** Start **
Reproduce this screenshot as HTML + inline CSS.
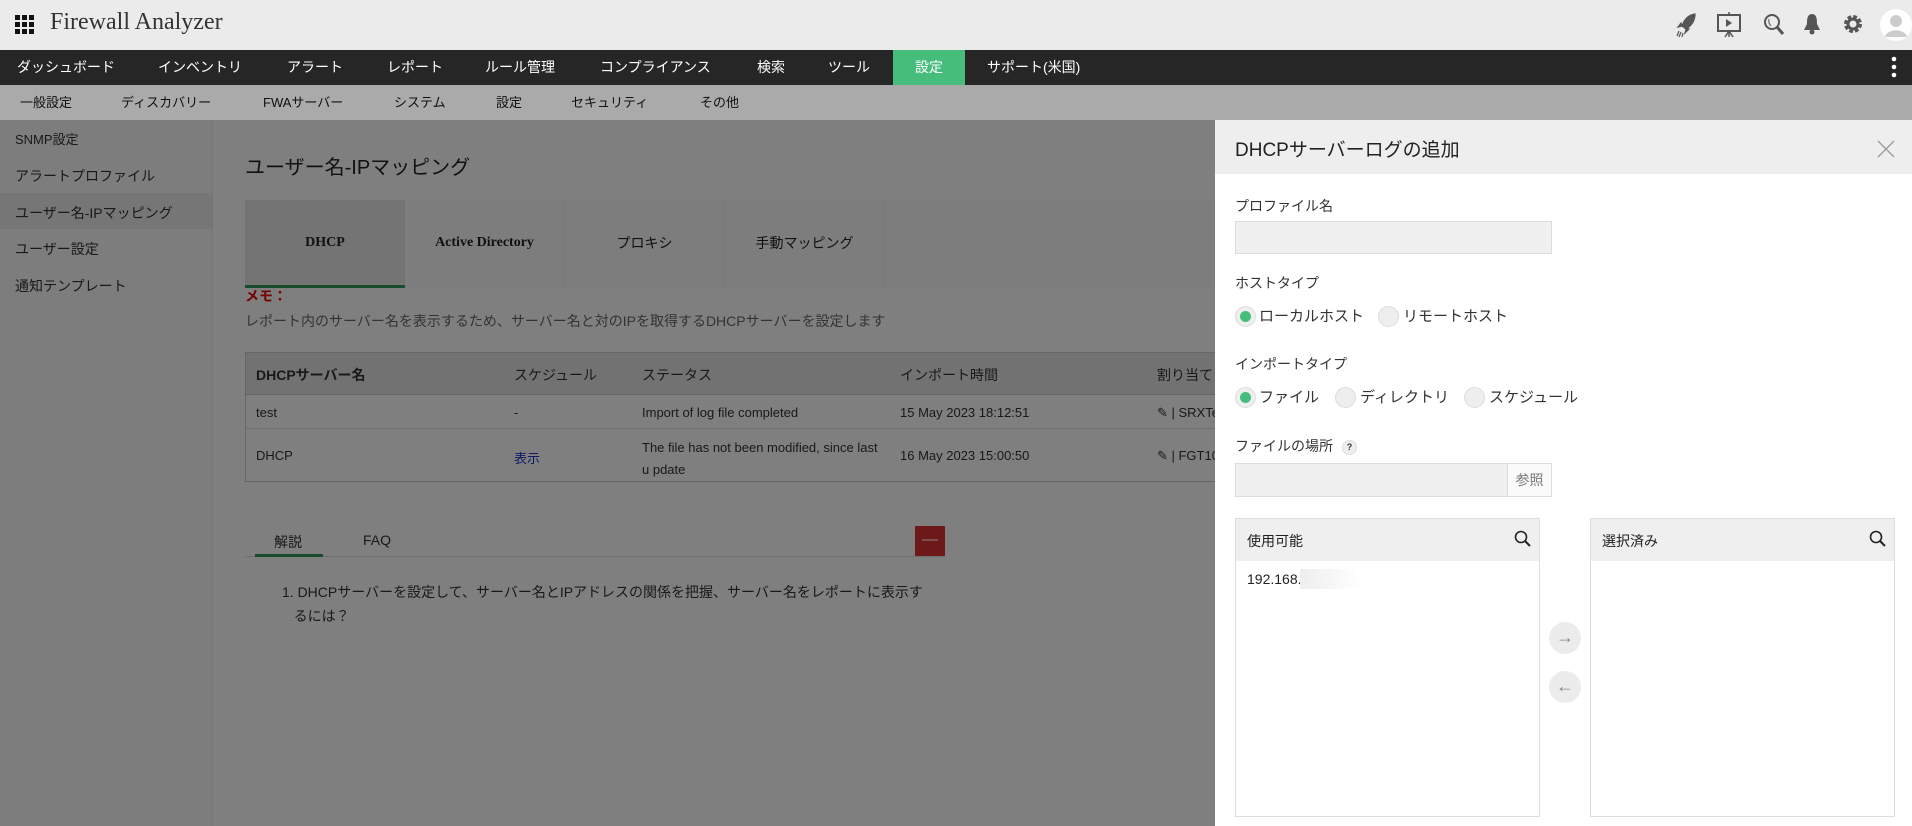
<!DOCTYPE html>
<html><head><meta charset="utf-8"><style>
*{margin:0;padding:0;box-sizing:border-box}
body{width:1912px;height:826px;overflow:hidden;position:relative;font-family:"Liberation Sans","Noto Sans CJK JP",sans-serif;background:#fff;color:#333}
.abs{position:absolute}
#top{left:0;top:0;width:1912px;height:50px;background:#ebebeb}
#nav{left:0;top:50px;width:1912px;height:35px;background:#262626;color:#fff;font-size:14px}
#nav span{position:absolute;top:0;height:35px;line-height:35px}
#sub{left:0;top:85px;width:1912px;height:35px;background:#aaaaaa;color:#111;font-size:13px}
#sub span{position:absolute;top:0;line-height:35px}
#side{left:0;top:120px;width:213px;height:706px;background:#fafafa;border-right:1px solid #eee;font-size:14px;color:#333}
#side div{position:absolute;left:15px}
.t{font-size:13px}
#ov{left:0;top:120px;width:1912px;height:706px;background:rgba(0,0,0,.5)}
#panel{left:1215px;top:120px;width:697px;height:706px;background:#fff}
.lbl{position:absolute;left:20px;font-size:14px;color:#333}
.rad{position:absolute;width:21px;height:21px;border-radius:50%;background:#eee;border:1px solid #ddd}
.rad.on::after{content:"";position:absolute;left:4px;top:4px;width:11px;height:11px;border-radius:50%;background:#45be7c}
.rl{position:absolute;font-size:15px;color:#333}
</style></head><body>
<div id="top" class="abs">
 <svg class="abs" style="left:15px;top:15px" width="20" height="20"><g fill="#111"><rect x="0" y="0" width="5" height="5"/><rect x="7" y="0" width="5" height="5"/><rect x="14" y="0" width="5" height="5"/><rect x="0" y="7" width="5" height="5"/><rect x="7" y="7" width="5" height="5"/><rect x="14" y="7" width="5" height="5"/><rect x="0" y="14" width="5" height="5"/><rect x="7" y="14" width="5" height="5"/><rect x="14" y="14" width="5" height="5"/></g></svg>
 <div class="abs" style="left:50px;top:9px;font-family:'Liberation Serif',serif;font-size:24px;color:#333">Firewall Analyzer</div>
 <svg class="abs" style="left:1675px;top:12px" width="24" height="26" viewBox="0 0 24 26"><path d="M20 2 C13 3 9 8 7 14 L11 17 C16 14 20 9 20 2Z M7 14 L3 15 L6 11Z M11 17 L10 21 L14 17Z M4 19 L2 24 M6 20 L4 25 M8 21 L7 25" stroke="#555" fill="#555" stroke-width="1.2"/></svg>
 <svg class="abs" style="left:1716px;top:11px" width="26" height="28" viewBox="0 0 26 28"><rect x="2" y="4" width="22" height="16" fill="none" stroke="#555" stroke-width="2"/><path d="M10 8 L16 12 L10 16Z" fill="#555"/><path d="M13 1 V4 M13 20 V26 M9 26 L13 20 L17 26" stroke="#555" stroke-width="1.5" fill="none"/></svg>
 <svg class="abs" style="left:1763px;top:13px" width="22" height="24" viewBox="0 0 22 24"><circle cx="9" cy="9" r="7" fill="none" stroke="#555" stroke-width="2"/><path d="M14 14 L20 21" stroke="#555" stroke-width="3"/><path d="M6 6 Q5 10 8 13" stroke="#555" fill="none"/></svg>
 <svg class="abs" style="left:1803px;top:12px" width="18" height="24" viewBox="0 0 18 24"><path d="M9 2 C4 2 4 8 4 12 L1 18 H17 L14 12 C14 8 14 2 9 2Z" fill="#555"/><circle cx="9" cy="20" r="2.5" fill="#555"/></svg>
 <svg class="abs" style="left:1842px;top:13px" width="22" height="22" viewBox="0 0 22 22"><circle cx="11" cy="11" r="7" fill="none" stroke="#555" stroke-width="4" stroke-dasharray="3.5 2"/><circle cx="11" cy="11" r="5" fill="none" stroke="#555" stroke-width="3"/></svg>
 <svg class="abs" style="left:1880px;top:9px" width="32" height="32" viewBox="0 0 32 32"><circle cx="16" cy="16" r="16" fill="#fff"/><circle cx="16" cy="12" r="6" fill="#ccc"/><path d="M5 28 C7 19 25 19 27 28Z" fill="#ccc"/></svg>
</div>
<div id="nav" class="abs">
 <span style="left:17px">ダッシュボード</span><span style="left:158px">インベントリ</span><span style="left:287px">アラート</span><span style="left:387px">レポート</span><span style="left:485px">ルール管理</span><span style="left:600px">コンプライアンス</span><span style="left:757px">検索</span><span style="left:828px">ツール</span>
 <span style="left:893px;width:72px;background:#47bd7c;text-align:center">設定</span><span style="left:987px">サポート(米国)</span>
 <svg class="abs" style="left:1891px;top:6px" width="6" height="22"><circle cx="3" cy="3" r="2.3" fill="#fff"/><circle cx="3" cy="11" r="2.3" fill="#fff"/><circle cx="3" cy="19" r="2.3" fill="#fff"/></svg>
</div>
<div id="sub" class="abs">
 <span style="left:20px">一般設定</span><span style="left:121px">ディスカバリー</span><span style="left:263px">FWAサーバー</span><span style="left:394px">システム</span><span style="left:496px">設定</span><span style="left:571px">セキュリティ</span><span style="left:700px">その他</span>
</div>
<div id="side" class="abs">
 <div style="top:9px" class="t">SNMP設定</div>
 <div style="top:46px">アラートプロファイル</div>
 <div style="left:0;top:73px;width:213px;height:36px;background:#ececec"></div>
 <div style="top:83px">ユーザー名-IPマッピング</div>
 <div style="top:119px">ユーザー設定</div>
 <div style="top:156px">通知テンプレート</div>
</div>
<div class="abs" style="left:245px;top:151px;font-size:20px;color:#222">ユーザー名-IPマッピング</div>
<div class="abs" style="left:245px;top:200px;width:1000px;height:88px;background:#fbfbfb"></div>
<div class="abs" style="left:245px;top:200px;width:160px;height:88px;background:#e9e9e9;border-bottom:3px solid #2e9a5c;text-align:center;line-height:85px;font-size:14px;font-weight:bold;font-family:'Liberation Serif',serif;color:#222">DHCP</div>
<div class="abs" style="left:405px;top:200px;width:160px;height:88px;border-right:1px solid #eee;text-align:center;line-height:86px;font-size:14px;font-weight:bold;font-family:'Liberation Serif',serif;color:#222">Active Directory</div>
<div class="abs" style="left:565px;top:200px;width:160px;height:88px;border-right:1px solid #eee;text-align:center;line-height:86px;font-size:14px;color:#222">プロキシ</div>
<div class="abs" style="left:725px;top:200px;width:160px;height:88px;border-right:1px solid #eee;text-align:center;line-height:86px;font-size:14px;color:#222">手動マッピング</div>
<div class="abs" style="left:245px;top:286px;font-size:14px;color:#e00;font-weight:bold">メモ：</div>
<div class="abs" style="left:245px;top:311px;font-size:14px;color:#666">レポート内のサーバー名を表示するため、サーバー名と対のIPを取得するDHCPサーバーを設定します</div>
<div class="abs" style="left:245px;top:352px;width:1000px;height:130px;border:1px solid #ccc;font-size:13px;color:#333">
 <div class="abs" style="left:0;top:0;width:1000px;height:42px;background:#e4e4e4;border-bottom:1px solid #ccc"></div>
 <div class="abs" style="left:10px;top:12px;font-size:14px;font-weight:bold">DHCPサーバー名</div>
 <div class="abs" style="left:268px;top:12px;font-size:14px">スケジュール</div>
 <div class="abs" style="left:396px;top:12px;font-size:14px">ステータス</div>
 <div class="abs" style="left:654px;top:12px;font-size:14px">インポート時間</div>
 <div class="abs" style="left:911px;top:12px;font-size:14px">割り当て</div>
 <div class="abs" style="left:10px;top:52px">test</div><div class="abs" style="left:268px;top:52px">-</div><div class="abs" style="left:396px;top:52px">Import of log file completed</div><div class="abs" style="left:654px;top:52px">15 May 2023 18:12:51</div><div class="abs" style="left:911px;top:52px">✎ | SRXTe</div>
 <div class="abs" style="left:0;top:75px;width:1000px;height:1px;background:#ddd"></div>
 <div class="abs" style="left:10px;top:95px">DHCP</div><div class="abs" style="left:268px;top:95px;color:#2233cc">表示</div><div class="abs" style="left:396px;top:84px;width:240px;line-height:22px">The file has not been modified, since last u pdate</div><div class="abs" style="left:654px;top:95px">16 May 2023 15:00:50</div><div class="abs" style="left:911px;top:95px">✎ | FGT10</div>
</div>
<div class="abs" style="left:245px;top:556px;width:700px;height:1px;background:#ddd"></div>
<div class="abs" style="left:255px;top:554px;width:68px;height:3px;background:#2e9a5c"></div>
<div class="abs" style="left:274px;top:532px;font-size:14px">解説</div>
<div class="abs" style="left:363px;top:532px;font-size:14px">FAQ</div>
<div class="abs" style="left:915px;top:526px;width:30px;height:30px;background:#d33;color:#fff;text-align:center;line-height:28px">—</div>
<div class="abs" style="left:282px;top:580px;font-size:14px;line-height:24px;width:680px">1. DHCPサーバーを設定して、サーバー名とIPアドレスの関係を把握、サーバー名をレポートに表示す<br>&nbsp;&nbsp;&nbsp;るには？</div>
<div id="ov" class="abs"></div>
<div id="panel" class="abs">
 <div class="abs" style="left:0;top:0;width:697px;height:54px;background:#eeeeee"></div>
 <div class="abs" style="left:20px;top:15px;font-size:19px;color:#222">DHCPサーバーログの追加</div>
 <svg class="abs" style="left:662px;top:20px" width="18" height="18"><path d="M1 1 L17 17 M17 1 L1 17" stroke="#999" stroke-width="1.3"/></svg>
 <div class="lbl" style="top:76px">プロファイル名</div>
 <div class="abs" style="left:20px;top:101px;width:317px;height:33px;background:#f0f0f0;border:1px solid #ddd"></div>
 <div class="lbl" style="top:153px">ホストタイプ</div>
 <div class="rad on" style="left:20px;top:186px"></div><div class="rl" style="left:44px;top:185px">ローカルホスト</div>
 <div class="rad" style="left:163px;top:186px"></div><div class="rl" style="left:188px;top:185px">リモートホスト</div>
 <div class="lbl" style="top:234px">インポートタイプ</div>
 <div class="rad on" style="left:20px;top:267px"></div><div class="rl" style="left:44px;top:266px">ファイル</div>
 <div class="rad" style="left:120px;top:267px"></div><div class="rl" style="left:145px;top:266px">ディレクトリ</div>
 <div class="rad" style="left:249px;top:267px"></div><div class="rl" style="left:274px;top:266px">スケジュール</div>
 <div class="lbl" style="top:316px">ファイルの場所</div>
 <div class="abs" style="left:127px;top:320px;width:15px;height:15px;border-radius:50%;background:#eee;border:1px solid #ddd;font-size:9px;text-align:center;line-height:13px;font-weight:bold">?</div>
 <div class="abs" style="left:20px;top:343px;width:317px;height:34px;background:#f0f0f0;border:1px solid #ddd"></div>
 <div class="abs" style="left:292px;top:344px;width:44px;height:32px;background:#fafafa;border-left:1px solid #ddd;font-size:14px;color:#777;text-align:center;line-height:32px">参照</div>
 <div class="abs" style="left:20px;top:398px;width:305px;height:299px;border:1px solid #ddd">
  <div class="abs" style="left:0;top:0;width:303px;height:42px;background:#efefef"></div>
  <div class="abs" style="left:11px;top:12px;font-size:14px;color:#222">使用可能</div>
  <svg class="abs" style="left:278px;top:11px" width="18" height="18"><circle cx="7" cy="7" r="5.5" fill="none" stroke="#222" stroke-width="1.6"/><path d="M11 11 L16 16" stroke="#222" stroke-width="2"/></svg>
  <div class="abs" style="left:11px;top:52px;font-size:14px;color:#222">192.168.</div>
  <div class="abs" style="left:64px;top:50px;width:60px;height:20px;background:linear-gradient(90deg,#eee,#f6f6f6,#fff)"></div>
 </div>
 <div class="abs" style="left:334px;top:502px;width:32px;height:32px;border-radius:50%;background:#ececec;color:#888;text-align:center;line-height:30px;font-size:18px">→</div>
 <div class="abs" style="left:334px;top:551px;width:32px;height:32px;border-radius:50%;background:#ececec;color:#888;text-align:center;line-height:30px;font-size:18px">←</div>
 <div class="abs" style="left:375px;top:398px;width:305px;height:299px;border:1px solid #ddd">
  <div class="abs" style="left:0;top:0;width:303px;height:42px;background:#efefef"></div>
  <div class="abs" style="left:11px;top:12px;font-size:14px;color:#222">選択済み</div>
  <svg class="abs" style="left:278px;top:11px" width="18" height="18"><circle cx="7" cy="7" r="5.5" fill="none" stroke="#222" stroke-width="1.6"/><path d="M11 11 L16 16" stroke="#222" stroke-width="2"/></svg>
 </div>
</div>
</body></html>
** End **
** Start **
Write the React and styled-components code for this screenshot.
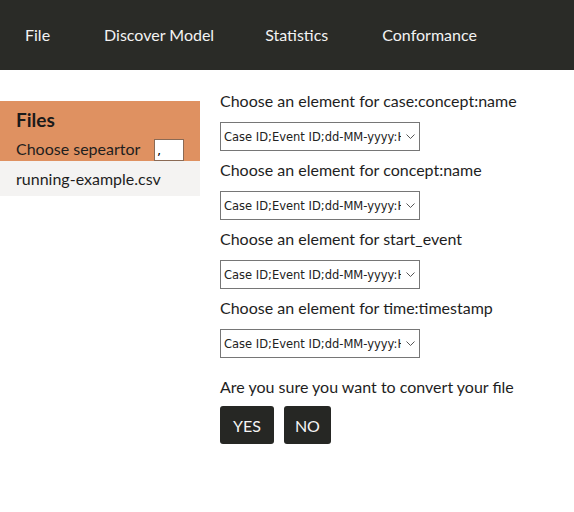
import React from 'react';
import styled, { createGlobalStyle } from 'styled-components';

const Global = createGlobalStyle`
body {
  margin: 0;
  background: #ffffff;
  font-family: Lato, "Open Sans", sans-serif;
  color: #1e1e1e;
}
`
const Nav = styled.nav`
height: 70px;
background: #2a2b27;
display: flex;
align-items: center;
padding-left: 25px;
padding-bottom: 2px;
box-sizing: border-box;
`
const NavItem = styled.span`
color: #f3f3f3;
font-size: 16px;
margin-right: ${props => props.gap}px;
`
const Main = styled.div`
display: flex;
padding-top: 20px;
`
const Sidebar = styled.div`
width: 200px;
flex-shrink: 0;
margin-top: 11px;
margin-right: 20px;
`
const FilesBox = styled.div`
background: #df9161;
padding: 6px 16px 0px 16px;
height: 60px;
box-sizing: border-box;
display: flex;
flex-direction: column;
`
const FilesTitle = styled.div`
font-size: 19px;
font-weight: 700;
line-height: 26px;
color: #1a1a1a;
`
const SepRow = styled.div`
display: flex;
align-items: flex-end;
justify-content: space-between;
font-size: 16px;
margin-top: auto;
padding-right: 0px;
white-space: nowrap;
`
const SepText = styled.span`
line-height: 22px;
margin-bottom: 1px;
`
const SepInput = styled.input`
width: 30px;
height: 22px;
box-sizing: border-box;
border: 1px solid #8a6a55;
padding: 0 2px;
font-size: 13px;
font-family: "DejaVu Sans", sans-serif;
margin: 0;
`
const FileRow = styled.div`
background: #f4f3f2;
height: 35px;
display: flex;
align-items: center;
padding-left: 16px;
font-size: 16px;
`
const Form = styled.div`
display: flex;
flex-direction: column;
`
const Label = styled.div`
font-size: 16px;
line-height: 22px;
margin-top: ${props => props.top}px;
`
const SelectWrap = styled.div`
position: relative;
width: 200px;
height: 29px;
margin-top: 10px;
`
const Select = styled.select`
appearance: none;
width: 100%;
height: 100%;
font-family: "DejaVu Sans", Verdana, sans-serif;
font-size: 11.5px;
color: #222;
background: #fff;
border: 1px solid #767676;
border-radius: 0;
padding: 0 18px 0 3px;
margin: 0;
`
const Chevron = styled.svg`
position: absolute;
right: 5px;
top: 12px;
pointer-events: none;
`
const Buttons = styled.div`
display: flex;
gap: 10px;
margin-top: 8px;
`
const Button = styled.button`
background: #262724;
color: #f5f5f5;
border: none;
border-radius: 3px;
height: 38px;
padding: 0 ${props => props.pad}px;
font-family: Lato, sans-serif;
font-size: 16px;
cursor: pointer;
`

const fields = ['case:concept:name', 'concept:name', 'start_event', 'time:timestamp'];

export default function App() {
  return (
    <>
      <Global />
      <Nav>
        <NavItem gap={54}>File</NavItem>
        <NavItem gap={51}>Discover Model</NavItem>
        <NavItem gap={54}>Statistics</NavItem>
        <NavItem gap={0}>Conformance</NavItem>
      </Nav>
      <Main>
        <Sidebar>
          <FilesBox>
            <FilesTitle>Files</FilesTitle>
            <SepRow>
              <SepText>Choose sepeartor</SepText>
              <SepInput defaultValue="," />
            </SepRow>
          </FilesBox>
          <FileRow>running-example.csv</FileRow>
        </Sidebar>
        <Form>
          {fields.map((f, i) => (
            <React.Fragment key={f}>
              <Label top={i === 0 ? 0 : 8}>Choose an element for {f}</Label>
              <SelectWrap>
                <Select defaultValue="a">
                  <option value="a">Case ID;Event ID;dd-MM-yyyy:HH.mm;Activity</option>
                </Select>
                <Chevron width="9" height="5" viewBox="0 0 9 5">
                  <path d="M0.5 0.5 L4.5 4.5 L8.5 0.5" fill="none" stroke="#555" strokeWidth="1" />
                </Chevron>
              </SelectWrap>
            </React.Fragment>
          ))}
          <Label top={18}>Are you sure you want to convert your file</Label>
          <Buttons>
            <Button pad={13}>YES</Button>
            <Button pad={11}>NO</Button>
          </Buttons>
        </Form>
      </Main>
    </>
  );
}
** End **
Task requirements:
State how many lines of the listing include the word "screenshot". Reply with the number alone.

Reply:
2